Possibility of Flat-Band Ferromagnetism in Hole-Doped Pyrochlore Oxides ${\mathrm{Sn}}_{2}{\mathrm{Nb}}_{2}{\mathrm{O}}_{7}$ and ${\mathrm{Sn}}_{2}{\mathrm{Ta}}_{2}{\mathrm{O}}_{7}$

Possibility of Flat-Band Ferromagnetism in Hole-Doped Pyrochlore Oxides ${Sn}_{2} {Nb}_{2} O_{7}$ and ${Sn}_{2} {Ta}_{2} O_{7}$

I. Hase, T. Yanagisawa, Y. Aiura, and K. Kawashima

Phys. Rev. Lett. 120, 196401 – Published 7 May 2018

Abstract

Quantum mechanics tells us that the hopping integral between local orbitals makes the energy band dispersive. In a lattice with geometric frustration, however, dispersionless flat bands may appear due to quantum interference. Several models possessing flat bands have been proposed theoretically, and many attracting magnetic and electronic properties are predicted. However, despite many attempts to realize these models experimentally, compounds that are appropriately described by this model have not been found so far. Here we show that pyrochlore oxides ${Sn}_{2} {Nb}_{2} O_{7}$ and ${Sn}_{2} {Ta}_{2} O_{7}$ are such examples, by performing first-principles band calculation and several tight-binding analyses.
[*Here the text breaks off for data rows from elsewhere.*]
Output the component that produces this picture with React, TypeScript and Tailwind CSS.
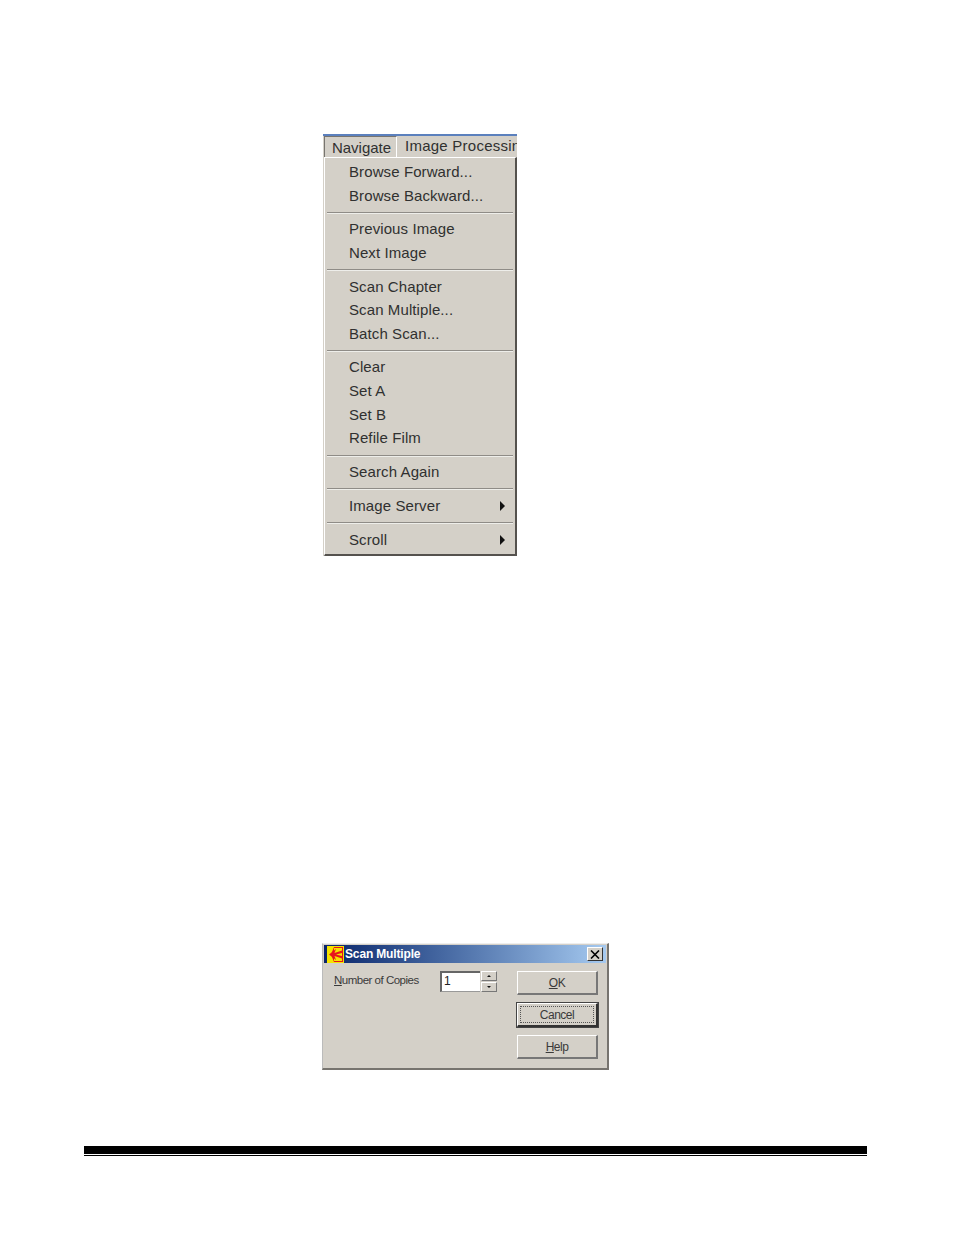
const font = { fontFamily: '"Liberation Sans", Arial, sans-serif' };

function Row({ label, arrow }: { label: string; arrow?: boolean }) {
  return (
    <div className={`flex h-[23.6px] items-center justify-between pl-[24px] pr-[10px] text-[15px] leading-none tracking-[0.1px] text-[#303030] ${arrow ? '' : 'pb-[2px]'}`}>
      <span>{label}</span>
      {arrow && <span className="h-0 w-0 border-y-[5px] border-l-[5px] border-y-transparent border-l-[#111]" />}
    </div>
  );
}

function Sep() {
  return <div className="mx-[2px] my-[4px] h-[2px] border-t border-b border-t-[#8f8c87] border-b-[#eeeeea]" />;
}

function Menu() {
  const groups = [
    ['Browse Forward...', 'Browse Backward...'],
    ['Previous Image', 'Next Image'],
    ['Scan Chapter', 'Scan Multiple...', 'Batch Scan...'],
    ['Clear', 'Set A', 'Set B', 'Refile Film'],
    ['Search Again'],
  ];
  return (
    <div className="flex h-[422px] w-[194px] flex-col overflow-hidden bg-[#d4d0c8]">
      <div className="h-[2px] bg-[#5b80bd]" />
      <div className="flex h-[21px] shrink-0 items-center">
        <div className="ml-[1px] flex h-[21px] w-[73px] shrink-0 items-center justify-center border-t border-l border-r border-t-[#77746f] border-l-[#77746f] border-r-white pl-[2px] pt-[1px] text-[15px] leading-none text-[#303030]">
          Navigate
        </div>
        <span className="ml-[8px] whitespace-nowrap pb-[2px] text-[15px] leading-none tracking-[0.25px] text-[#303030]">Image Processing</span>
      </div>
      <div className="ml-[1px] flex flex-1 flex-col border-t border-l border-r-2 border-b-2 border-t-white border-l-white border-r-[#55524e] border-b-[#55524e] pt-[3px]">
        {groups.map((g, i) => (
          <div key={i}>
            {g.map((l) => <Row key={l} label={l} />)}
            <Sep />
          </div>
        ))}
        <Row label="Image Server" arrow />
        <Sep />
        <Row label="Scroll" arrow />
      </div>
    </div>
  );
}

function Btn({ children, focus }: { children: React.ReactNode; focus?: boolean }) {
  return (
    <div className={`flex h-[24px] w-[81px] items-center justify-center border-t border-l border-t-white border-l-white bg-[#d4d0c8] text-[12px] leading-none tracking-[-0.5px] text-[#3a3a3a] ${focus ? 'border-r-2 border-b-2 border-r-[#333] border-b-[#333] outline outline-1 outline-[#444]' : 'border-r-2 border-b-2 border-r-[#777] border-b-[#777]'}`}>
      {focus ? (
        <div className="flex h-[17px] w-[74px] items-center justify-center border border-dotted border-[#555]">{children}</div>
      ) : children}
    </div>
  );
}

function Dialog() {
  return (
    <div className="flex h-[127px] w-[287px] flex-col border-t border-l border-t-[#eeeeee] border-l-[#bbbbbb] border-r-2 border-b-2 border-r-[#77746f] border-b-[#77746f] bg-[#d4d0c8] px-[1px] pt-[1px]">
      <div className="flex h-[18px] shrink-0 items-center bg-gradient-to-r from-[#0a246a] to-[#a6caf0] pl-[3px] pr-[3px]">
        <svg width="17" height="17" viewBox="0 0 17 17" className="shrink-0">
          <rect width="17" height="17" fill="#f5e400" />
          <rect x="1" y="1" width="15" height="15" fill="#e8141c" />
          <rect x="7" y="2" width="8" height="13" fill="#f5e400" />
          <path d="M1 1H7L4 8.500L7 16H1Z" fill="#f5e400" />
          <path d="M2 8.500L9 3L7.500 7L15 4.500V7L9 8.500L15 10V12.500L7.500 10L9 14Z" fill="#e8141c" />
        </svg>
        <span className="ml-[1px] flex-1 text-[12px] font-bold leading-none tracking-[-0.15px] text-white">Scan Multiple</span>
        <div className="flex h-[14px] w-[16px] items-center justify-center border-t border-l border-r border-b border-t-white border-l-white border-r-[#333] border-b-[#333] bg-[#d4d0c8]">
          <svg width="10" height="9" viewBox="0 0 10 9"><path d="M1 0.500L9 8.500M9 0.500L1 8.500" stroke="#000" strokeWidth="1.600" /></svg>
        </div>
      </div>
      <div className="flex flex-1 pl-[10px]">
        <div className="w-[106px] whitespace-nowrap pt-[12px] text-[11.500px] leading-none tracking-[-0.5px] text-[#3a3a3a]">
          <span className="underline">N</span>umber of Copies
        </div>
        <div className="mt-[8px] flex h-[22px] w-[57px]">
          <div className="h-[21px] w-[40px] border-t-2 border-l-2 border-b border-t-[#666] border-l-[#666] border-b-[#999] bg-white pl-[2px] pt-[2px] text-[12px] leading-none text-[#222]">1</div>
          <div className="ml-[1px] flex w-[16px] flex-col gap-[1px]">
            <div className="flex h-[10px] items-center justify-center border-t border-l border-r border-b border-t-white border-l-white border-r-[#777] border-b-[#777] bg-[#d4d0c8]">
              <span className="h-0 w-0 border-x-[2px] border-b-[2px] border-x-transparent border-b-[#111]" />
            </div>
            <div className="flex h-[10px] items-center justify-center border-t border-l border-r border-b border-t-white border-l-white border-r-[#777] border-b-[#777] bg-[#d4d0c8]">
              <span className="h-0 w-0 border-x-[2px] border-t-[2px] border-x-transparent border-t-[#111]" />
            </div>
          </div>
        </div>
        <div className="ml-[20px] flex flex-col gap-[8px] pt-[8px]">
          <Btn><span><span className="underline">O</span>K</span></Btn>
          <Btn focus>Cancel</Btn>
          <Btn><span><span className="underline">H</span>elp</span></Btn>
        </div>
      </div>
    </div>
  );
}

export default function App() {
  return (
    <div className="h-[1235px] w-[954px] overflow-hidden bg-white pt-[134px]" style={font}>
      <div className="ml-[323px]"><Menu /></div>
      <div className="ml-[322px] mt-[387px]"><Dialog /></div>
      <div className="ml-[84px] mt-[76px] w-[783px]">
        <div className="h-[8px] bg-black" />
        <div className="mt-[1px] h-[1px] bg-black" />
      </div>
    </div>
  );
}
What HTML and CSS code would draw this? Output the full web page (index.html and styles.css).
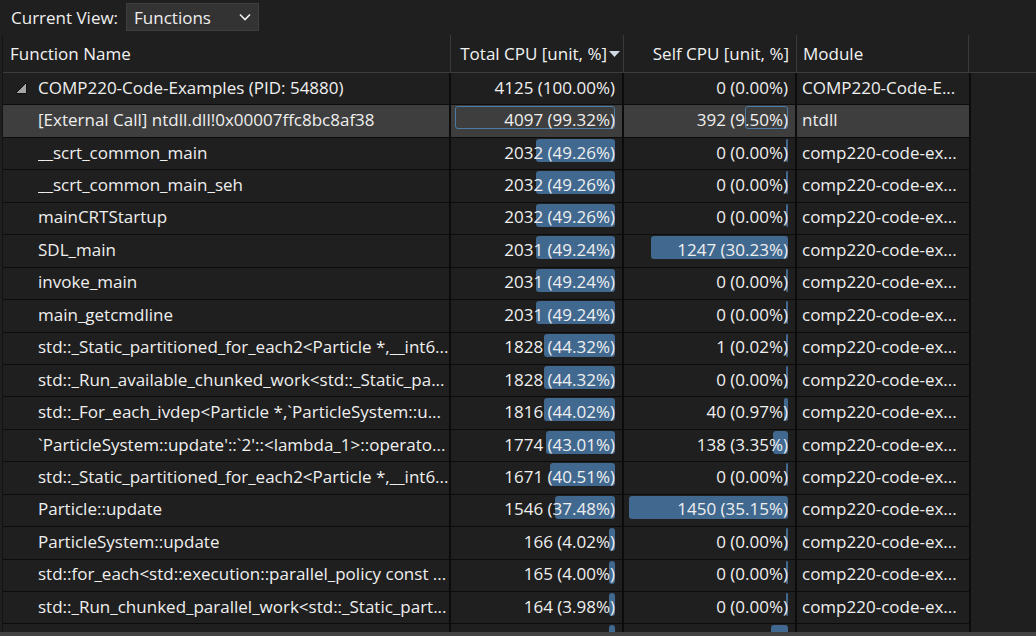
FILE: index.html
```html
<!DOCTYPE html>
<html lang="en">
<head>
<meta charset="utf-8">
<title>CPU Usage - Functions</title>
<link rel="stylesheet" href="styles.css">
</head>
<body>
<div class="toolbar">
  <span class="label">Current View:</span>
  <div class="select">
    <span>Functions</span>
    <svg class="chev" width="12" height="8" viewBox="0 0 12 8"><path d="M1 1.5 L6 6.5 L11 1.5" fill="none" stroke="#f0f0f0" stroke-width="1.6"/></svg>
  </div>
</div>
<div class="table">
  <div class="hdr">
    <div class="hc name">Function Name</div>
    <div class="hc num">Total CPU [unit, %]<svg class="sort" width="11" height="6" viewBox="0 0 11 6"><path d="M0 0 H11 L5.5 6 Z" fill="#cfd8e2"/></svg></div>
    <div class="hc num">Self CPU [unit, %]</div>
    <div class="hc mod">Module</div>
    <div class="hc fill"></div>
  </div>
  <div class="rows">
    <div class="row">
      <div class="c name"><svg class="tri" width="14" height="14" viewBox="0 0 14 14"><path d="M12.5 1.5 V12.5 H1.5 Z" fill="#a6a6a6" stroke="#141414" stroke-width="1"/></svg><span class="txt">COMP220-Code-Examples (PID: 54880)</span></div>
      <div class="c num"><span class="v">4125 (100.00%)</span></div>
      <div class="c num"><span class="v">0 (0.00%)</span></div>
      <div class="c mod">COMP220-Code-E...</div>
    </div>
    <div class="row sel">
      <div class="c name"><span class="txt">[External Call] ntdll.dll!0x00007ffc8bc8af38</span></div>
      <div class="c num"><i class="bar ol" style="width:160px"></i><span class="v">4097 (99.32%)</span></div>
      <div class="c num"><i class="bar ol" style="width:43px"></i><span class="v">392 (9.50%)</span></div>
      <div class="c mod">ntdll</div>
    </div>
    <div class="row">
      <div class="c name"><span class="txt">__scrt_common_main</span></div>
      <div class="c num"><i class="bar" style="width:79px"></i><span class="v">2032 (49.26%)</span></div>
      <div class="c num"><i class="bar" style="width:2px"></i><span class="v">0 (0.00%)</span></div>
      <div class="c mod">comp220-code-ex...</div>
    </div>
    <div class="row">
      <div class="c name"><span class="txt">__scrt_common_main_seh</span></div>
      <div class="c num"><i class="bar" style="width:79px"></i><span class="v">2032 (49.26%)</span></div>
      <div class="c num"><i class="bar" style="width:2px"></i><span class="v">0 (0.00%)</span></div>
      <div class="c mod">comp220-code-ex...</div>
    </div>
    <div class="row">
      <div class="c name"><span class="txt">mainCRTStartup</span></div>
      <div class="c num"><i class="bar" style="width:79px"></i><span class="v">2032 (49.26%)</span></div>
      <div class="c num"><i class="bar" style="width:2px"></i><span class="v">0 (0.00%)</span></div>
      <div class="c mod">comp220-code-ex...</div>
    </div>
    <div class="row">
      <div class="c name"><span class="txt">SDL_main</span></div>
      <div class="c num"><i class="bar" style="width:79px"></i><span class="v">2031 (49.24%)</span></div>
      <div class="c num"><i class="bar" style="width:137px"></i><span class="v">1247 (30.23%)</span></div>
      <div class="c mod">comp220-code-ex...</div>
    </div>
    <div class="row">
      <div class="c name"><span class="txt">invoke_main</span></div>
      <div class="c num"><i class="bar" style="width:79px"></i><span class="v">2031 (49.24%)</span></div>
      <div class="c num"><i class="bar" style="width:2px"></i><span class="v">0 (0.00%)</span></div>
      <div class="c mod">comp220-code-ex...</div>
    </div>
    <div class="row">
      <div class="c name"><span class="txt">main_getcmdline</span></div>
      <div class="c num"><i class="bar" style="width:79px"></i><span class="v">2031 (49.24%)</span></div>
      <div class="c num"><i class="bar" style="width:2px"></i><span class="v">0 (0.00%)</span></div>
      <div class="c mod">comp220-code-ex...</div>
    </div>
    <div class="row">
      <div class="c name"><span class="txt">std::_Static_partitioned_for_each2&lt;Particle *,__int6...</span></div>
      <div class="c num"><i class="bar" style="width:71px"></i><span class="v">1828 (44.32%)</span></div>
      <div class="c num"><i class="bar" style="width:2px"></i><span class="v">1 (0.02%)</span></div>
      <div class="c mod">comp220-code-ex...</div>
    </div>
    <div class="row">
      <div class="c name"><span class="txt">std::_Run_available_chunked_work&lt;std::_Static_pa...</span></div>
      <div class="c num"><i class="bar" style="width:71px"></i><span class="v">1828 (44.32%)</span></div>
      <div class="c num"><i class="bar" style="width:2px"></i><span class="v">0 (0.00%)</span></div>
      <div class="c mod">comp220-code-ex...</div>
    </div>
    <div class="row">
      <div class="c name"><span class="txt">std::_For_each_ivdep&lt;Particle *,`ParticleSystem::u...</span></div>
      <div class="c num"><i class="bar" style="width:71px"></i><span class="v">1816 (44.02%)</span></div>
      <div class="c num"><i class="bar" style="width:4px"></i><span class="v">40 (0.97%)</span></div>
      <div class="c mod">comp220-code-ex...</div>
    </div>
    <div class="row">
      <div class="c name"><span class="txt">`ParticleSystem::update'::`2'::&lt;lambda_1&gt;::operato...</span></div>
      <div class="c num"><i class="bar" style="width:69px"></i><span class="v">1774 (43.01%)</span></div>
      <div class="c num"><i class="bar" style="width:15px"></i><span class="v">138 (3.35%)</span></div>
      <div class="c mod">comp220-code-ex...</div>
    </div>
    <div class="row">
      <div class="c name"><span class="txt">std::_Static_partitioned_for_each2&lt;Particle *,__int6...</span></div>
      <div class="c num"><i class="bar" style="width:65px"></i><span class="v">1671 (40.51%)</span></div>
      <div class="c num"><i class="bar" style="width:2px"></i><span class="v">0 (0.00%)</span></div>
      <div class="c mod">comp220-code-ex...</div>
    </div>
    <div class="row">
      <div class="c name"><span class="txt">Particle::update</span></div>
      <div class="c num"><i class="bar" style="width:60px"></i><span class="v">1546 (37.48%)</span></div>
      <div class="c num"><i class="bar" style="width:159px"></i><span class="v">1450 (35.15%)</span></div>
      <div class="c mod">comp220-code-ex...</div>
    </div>
    <div class="row">
      <div class="c name"><span class="txt">ParticleSystem::update</span></div>
      <div class="c num"><i class="bar" style="width:6px"></i><span class="v">166 (4.02%)</span></div>
      <div class="c num"><i class="bar" style="width:2px"></i><span class="v">0 (0.00%)</span></div>
      <div class="c mod">comp220-code-ex...</div>
    </div>
    <div class="row">
      <div class="c name"><span class="txt">std::for_each&lt;std::execution::parallel_policy const ...</span></div>
      <div class="c num"><i class="bar" style="width:6px"></i><span class="v">165 (4.00%)</span></div>
      <div class="c num"><i class="bar" style="width:2px"></i><span class="v">0 (0.00%)</span></div>
      <div class="c mod">comp220-code-ex...</div>
    </div>
    <div class="row">
      <div class="c name"><span class="txt">std::_Run_chunked_parallel_work&lt;std::_Static_part...</span></div>
      <div class="c num"><i class="bar" style="width:6px"></i><span class="v">164 (3.98%)</span></div>
      <div class="c num"><i class="bar" style="width:2px"></i><span class="v">0 (0.00%)</span></div>
      <div class="c mod">comp220-code-ex...</div>
    </div>
    <div class="row">
      <div class="c name"><span class="txt">[External Call] vcruntime64.dll!0x00007ffb4c6bd667</span></div>
      <div class="c num"><i class="bar" style="width:6px"></i><span class="v">157 (3.81%)</span></div>
      <div class="c num"><i class="bar" style="width:17px"></i><span class="v">157 (3.81%)</span></div>
      <div class="c mod">vcruntime64</div>
    </div>
  </div>
</div>
<div class="hscroll"></div>
</body>
</html>
```
FILE: styles.css
```css
html, body {
  margin: 0;
  padding: 0;
  height: 636px;
  overflow: hidden;
  background: #1f1f1f;
}
body {
  display: flex;
  flex-direction: column;
  font-family: "Open Sans", "Liberation Sans", sans-serif;
  font-size: 17px;
  color: #efefef;
}
.toolbar {
  height: 35px;
  flex: none;
  display: flex;
  align-items: center;
  padding-left: 11px;
  gap: 8px;
  box-sizing: border-box;
  padding-bottom: 1px;
}
.select {
  width: 133px;
  height: 28px;
  box-sizing: border-box;
  background: #333333;
  border: 1px solid #3e3e3e;
  display: flex;
  align-items: center;
  justify-content: space-between;
  padding: 0 7px 0 7px;
}
.chev { display: block; }
.table {
  flex: 1;
  min-height: 0;
  overflow: hidden;
  display: flex;
  flex-direction: column;
  margin-left: 2px;
  border-left: 1px solid #141414;
}
.hdr {
  flex: none;
  height: 38px;
  display: grid;
  grid-template-columns: 448px 173px 173px 172px 1fr;
  border-bottom: 1px solid #3c3c3c;
  box-sizing: border-box;
}
.hc {
  display: flex;
  align-items: center;
  border-right: 1px solid #3a3a3a;
  padding: 0 7px;
  white-space: nowrap;
  overflow: hidden;
  color: #f2f2f2;
}
.hc.name { padding-left: 7px; }
.hc.num { justify-content: flex-end; }
.hc.mod { padding-left: 6px; }
.hc.fill { border-right: none; }
.sort { margin-left: 2px; margin-right: -4px; margin-top: 1px; flex: none; }
.rows {
  flex: 1;
  min-height: 0;
  overflow: hidden;
}
.row {
  width: 968px;
  height: 32.45px;
  box-sizing: border-box;
  display: grid;
  grid-template-columns: 448px 173px 173px 174px;
  border-bottom: 1px solid #0c0c0c;
}
.row.sel { background: #3e3e3e; }
.c {
  position: relative;
  display: flex;
  align-items: center;
  border-right: 2px solid #0c0c0c;
  white-space: nowrap;
  overflow: hidden;
  min-width: 0;
  padding-bottom: 3px;
}
.c.name { padding-left: 35px; box-sizing: border-box; }
.c.num { justify-content: flex-end; padding-right: 7px; }
.c.mod { padding-left: 5px; }
.tri { position: absolute; left: 11px; top: 8px; }
.txt { overflow: hidden; text-overflow: ellipsis; }
.v { position: relative; }
.bar {
  position: absolute;
  right: 7px;
  top: 1px;
  height: 23px;
  background: #41698f;
  border-radius: 3px;
  box-sizing: border-box;
}
.bar.ol {
  background: transparent;
  border: 1px solid #4a7aa6;
}
.hscroll {
  flex: none;
  height: 4px;
  background: #424242;
}
```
Moreover, spin-polarized band calculation shows that the hole-doped systems ${Sn}_{2} {Nb}_{2} O_{6} N$ and ${Sn}_{2} {Ta}_{2} O_{6} N$ have complete spin polarization, and their magnetic moments are mostly carried by Sn- $s$ and N- $p$ orbitals, which are usually nonmagnetic. These compounds are not only candidates for ferromagnets without a magnetic element, but also will provide an experimental platform for a flat-band model which shows a wide range of physical properties.